Thoughts from the Rabbi…
The temperatures are sub-freezing here in York, and the trees are mere skeletons of their fuller selves. Yet January is a time of rebirth, renewal, and regeneration in other parts of the world. As we huddle close, enveloped in the cocoons we make from blankets of cloth to keep us warm from the blankets of snow, blossoms are starting to emerge on the trees throughout Israel.
Sadly, in early December, we learned of the devastating forest fire that consumed 5 million trees covering 12,500 acres in the Carmel Mountains near Haifa. While our traveling group did not see – first hand – the damage caused by this fire, its impact was felt heavily throughout the country. While we did not see the smoke, we did see the ashen faces of Israelis in mourning.
Not only did Israel suffer the loss of magnificent, lush green forest, they suffered – as well – the loss of 42 people who were sent into the fire to help transport prisoners out of a facility located within the burn-zone. Our hearts are torn from the tremendous loss of life – both of humanity and of nature.
On January 20 – the 15th of the Hebrew month, Shevat – known in Hebrew as Tu b’Shevat, we will observe one of the four Biblically-ordained New Year celebrations: The birthday of the trees.
Modern references suggest that it is on this date that the first blooms appear, and the flora throughout the Holy Land awakens from its wintery slumber. This is the time of year that religious school students the world over are directed by their teachers to plant saplings or seeds to symbolically connect with the new growth appearing throughout the State of Israel.
Yet there are 5 million trees that will yield no bud, and produce no fruit. The Jewish National Fund has stated that aside from work necessary to ensure that the region remains safe, they will not work this site for a full year, allowing the cycle of nature to take its course, and to let the winds, animals, and sunshine work the land without human interference. It is the hope of JNF that at this season next year, the land will have sufficiently turned, allowing for a complete renewal and a great rebirth of the Carmel Mountains.

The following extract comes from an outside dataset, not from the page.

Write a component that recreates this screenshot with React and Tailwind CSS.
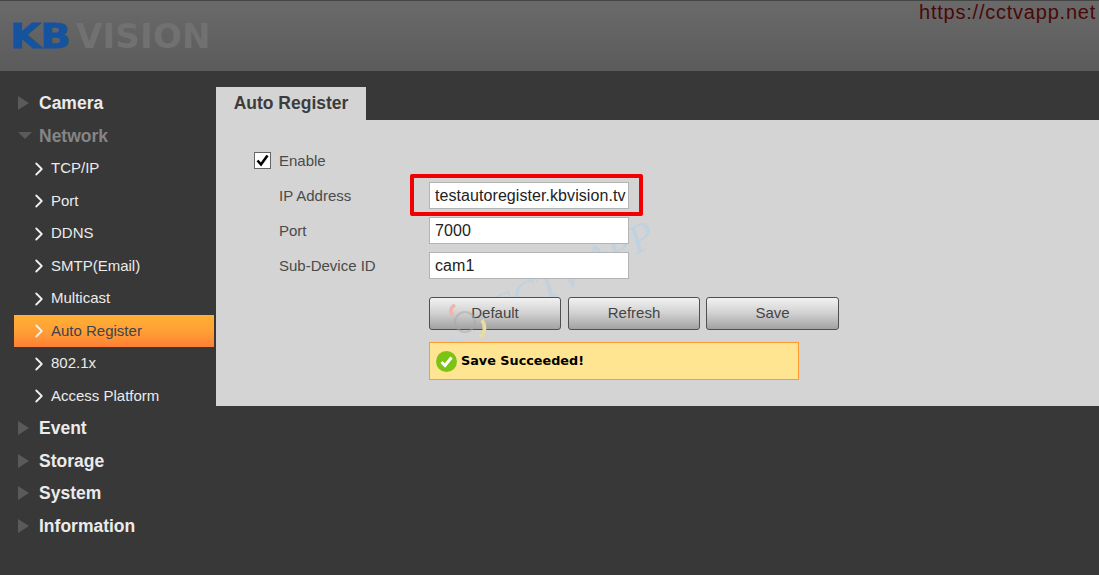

When our group arrived in Israel, our first stop was a quick one. Without tremendous fanfare we descended from our bus in a quiet patch of hose-watered desert – and we planted trees where none had been before. One by one, these new saplings will take root, and the Country will continue to grow. Something really can come from nothing. Next year, 5 million saplings will need to be planted where established trees once stood. With our loving support for the Land of Israel, her forests and spirits will rise again.